The Retry library uses macros for its operation, generating unexpectedly large amounts of code at macro call sites.

For example, you might write:

retry with: Stream.take(constant_backoff(), 10) do
  Enum.random([:ok, :error])
end

And after expanding the retry/2 macro, you get:

fun = fn ->
  try do
    case Enum.random([:ok, :error]) do
      {atom, _} = result ->
        if atom in [:error] do
          {:cont, result}
        else
          {:halt, result}
        end

      result ->
        if is_atom(result) and result in [:error] do
          {:cont, result}
        else
          {:halt, result}
        end
    end
  rescue
    e ->
      if e.__struct__ in [RuntimeError] do
        {:cont, {:exception, e}}
      else
        reraise e, __STACKTRACE__
      end
  end
end

(
  delays = Stream.take(constant_backoff(), 10)
  [0] |> Stream.concat(delays)
)
|> Enum.reduce_while(nil, fn delay, _last_result ->
  :timer.sleep(delay)
  fun.()
end)
|> case do
  {:exception, e} ->
    case e do
      e when is_exception(e) -> raise e
      e -> e
    end

  e = {atom, _} when atom in [:error] ->
    case e do
      e when is_exception(e) -> raise e
      e -> e
    end

  e when is_atom(e) and e in [:error] ->
    case e do
      e when is_exception(e) -> raise e
      e -> e
    end

  result ->
    case result do
      result -> result
    end
end

While 50 additional lines of code is not a significant concern, it should be noted that this amount of code will be generated with each new retry/2 call.
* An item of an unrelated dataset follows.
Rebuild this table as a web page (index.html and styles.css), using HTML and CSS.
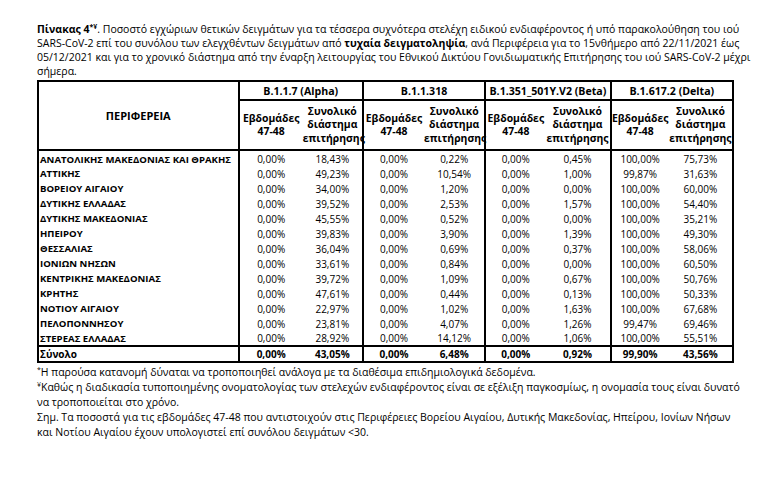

This can have a negative impact on project compilation time. Furthermore, each expanded version includes all possible error handling variants: :error atoms, {:error, reason} tuples, and exceptions. However, in practice each call likely works with only one error type.

Also, the retry/2 macro does nothing special that can't be done by a function call (as demonstrated by OnceMore), which means it is an anti-pattern.